Hoffen auf Rückkehr der Touristen

«Es ist wenig von Vorwürfen zu hören», sagte Steinmeier danach. Natürlich sei das System der Katastrophenwarnung ein Thema. Aber im Vordergrund stehe die Trauer - und die Alltagsbewältigung mit Blick auf den nahenden Winter. Er hoffe, dass es wenigstens provisorische Lösungen für alle gebe, die noch ohne Heizung und Stromversorgung seien.

Klimaschutzministerin Spiegel sprach von Signalen der Hoffnung und bekräftigte die Zusage der Unterstützung für die betroffenen Kommunen und die dort lebenden Menschen. Der Wiederaufbau müsse «schnell, nachhaltig und klimaresilient» vorangehen.

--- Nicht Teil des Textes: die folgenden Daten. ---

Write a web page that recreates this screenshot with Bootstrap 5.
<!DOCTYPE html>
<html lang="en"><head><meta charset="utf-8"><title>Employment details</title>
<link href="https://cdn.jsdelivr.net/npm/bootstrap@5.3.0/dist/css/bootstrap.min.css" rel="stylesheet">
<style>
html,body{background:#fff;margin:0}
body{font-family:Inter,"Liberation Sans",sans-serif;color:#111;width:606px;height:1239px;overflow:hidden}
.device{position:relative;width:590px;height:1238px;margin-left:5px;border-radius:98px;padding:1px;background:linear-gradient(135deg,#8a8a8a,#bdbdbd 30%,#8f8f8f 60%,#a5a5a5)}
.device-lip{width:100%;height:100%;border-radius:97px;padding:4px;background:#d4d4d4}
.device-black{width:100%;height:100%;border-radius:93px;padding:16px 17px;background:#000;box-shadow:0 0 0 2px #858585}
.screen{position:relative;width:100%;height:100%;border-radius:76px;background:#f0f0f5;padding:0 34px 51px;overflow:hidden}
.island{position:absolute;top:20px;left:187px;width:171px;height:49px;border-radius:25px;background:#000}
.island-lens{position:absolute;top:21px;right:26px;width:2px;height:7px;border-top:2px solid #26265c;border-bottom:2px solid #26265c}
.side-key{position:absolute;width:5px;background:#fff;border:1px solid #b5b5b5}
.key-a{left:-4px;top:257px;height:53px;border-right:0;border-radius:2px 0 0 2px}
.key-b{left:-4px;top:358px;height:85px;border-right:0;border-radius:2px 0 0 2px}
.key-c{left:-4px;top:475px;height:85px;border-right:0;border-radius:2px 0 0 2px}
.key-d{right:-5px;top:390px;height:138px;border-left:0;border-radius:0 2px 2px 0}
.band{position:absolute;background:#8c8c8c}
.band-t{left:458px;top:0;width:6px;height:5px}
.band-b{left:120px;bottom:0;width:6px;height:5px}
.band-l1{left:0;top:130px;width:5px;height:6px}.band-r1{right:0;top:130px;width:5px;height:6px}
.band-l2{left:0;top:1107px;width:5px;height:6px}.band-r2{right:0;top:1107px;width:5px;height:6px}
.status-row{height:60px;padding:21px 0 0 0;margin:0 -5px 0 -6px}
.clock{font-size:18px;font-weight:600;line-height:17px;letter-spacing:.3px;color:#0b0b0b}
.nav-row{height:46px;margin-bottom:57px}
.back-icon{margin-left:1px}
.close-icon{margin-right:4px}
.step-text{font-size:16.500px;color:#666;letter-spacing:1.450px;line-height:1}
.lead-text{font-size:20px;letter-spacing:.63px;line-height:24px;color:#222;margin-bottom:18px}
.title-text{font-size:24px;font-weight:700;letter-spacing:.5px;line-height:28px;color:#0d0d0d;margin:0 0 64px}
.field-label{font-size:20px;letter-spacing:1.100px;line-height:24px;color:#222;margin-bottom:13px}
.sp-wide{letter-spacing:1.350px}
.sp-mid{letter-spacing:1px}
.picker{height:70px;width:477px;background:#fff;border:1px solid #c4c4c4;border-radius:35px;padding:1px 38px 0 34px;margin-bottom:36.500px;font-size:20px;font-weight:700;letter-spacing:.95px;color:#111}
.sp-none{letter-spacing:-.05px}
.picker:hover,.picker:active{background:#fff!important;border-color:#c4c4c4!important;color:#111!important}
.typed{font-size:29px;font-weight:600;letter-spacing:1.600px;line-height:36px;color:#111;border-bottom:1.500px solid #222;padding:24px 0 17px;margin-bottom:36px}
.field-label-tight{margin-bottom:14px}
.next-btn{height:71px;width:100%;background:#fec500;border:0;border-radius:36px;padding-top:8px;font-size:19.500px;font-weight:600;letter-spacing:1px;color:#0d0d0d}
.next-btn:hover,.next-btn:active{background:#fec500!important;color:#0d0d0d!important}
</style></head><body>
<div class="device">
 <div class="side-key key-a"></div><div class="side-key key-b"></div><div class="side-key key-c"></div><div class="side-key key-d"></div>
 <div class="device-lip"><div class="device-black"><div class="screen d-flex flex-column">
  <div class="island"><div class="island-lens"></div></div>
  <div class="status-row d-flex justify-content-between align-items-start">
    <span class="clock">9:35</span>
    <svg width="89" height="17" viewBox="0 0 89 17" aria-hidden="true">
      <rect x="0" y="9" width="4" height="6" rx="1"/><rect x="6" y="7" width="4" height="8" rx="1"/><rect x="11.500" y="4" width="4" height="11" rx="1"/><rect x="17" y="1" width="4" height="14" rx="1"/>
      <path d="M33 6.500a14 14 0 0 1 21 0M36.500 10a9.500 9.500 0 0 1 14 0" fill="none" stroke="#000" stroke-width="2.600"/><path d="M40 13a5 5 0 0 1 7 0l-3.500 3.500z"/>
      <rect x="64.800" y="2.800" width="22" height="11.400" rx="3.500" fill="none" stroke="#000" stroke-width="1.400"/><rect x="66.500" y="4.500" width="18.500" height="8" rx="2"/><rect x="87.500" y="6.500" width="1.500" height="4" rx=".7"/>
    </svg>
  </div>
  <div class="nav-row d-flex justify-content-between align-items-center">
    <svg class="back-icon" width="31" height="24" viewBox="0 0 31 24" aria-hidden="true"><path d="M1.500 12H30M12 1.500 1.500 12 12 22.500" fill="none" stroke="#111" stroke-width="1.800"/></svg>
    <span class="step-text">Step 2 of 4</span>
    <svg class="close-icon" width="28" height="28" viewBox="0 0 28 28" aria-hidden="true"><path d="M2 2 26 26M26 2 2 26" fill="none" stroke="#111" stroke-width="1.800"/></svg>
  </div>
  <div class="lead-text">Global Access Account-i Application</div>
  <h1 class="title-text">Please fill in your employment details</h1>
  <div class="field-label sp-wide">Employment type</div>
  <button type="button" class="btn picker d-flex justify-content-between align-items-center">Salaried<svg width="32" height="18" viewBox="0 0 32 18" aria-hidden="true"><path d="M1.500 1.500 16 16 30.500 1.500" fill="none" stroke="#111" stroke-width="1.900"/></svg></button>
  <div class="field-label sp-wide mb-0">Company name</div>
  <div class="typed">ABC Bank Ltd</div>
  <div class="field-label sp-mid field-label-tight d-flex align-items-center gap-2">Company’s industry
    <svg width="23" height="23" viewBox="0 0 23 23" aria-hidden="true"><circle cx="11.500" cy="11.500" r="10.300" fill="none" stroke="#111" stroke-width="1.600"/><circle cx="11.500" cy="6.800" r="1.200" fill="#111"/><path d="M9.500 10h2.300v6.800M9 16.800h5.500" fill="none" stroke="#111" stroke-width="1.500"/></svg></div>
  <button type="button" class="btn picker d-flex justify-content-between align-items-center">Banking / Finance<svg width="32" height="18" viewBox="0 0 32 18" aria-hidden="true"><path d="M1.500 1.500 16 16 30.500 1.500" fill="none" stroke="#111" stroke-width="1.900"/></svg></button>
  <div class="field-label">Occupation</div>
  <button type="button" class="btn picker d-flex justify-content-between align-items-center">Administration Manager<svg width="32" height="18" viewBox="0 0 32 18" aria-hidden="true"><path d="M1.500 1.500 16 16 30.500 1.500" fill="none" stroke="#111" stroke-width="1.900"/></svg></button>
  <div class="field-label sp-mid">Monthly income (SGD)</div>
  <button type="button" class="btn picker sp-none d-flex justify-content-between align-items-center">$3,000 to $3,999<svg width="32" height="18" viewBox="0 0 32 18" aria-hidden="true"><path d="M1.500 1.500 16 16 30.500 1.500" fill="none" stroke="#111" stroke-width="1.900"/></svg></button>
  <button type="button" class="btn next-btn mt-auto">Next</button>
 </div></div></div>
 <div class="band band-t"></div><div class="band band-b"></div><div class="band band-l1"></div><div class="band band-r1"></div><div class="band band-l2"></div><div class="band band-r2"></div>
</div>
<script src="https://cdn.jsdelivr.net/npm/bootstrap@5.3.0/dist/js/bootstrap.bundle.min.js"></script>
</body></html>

Den Besuch des Bundespräsidenten verfolgte auch der Antiquar Wolfgang Huste, dessen Laden in Ahrweiler von der Flut zerstört wurde. Zusammen mit seiner Partnerin hilft er an einem Stand an der Behelfsbrücke, wo Lebensmittel und Kleidung ausgegeben werden. Er hofft auf die Rückkehr der Touristen, die vor der Katastrophe 80 Prozent zu seinem Umsatz beitrugen. Dann will er mit der erhofften Unterstützung neue Regale und Vitrinen kaufen. «Wenn alles gut geht mit den Handwerkern, können wir im März oder April wieder in den Laden zurückkehren.»

Am 1. September hatte Steinmeier am Staatsakt für die Opfer der Hochwasserkatastrophe teilgenommen. Damals sagte er am Nürburgring, es gehe nicht allein um Soforthilfe für den Wiederaufbau. «Sie brauchen unsere Hilfe und unsere Aufmerksamkeit nicht nur jetzt, in der akuten Not, sondern für lange Zeit.»

In Rheinland-Pfalz kamen bei dem Hochwasser nach extremem Starkregen am 14. und 15. Juli 133 Menschen im besonders betroffenen Ahrtal und ein Mensch in der Region Trier ums Leben. In Nordrhein-Westfalen verloren 49 Menschen ihr Leben. Dort wurden schwere Schäden unter anderem im Kreis Euskirchen, dem Rhein-Sieg-Kreis und in Teilen des Bergischen Landes angerichtet.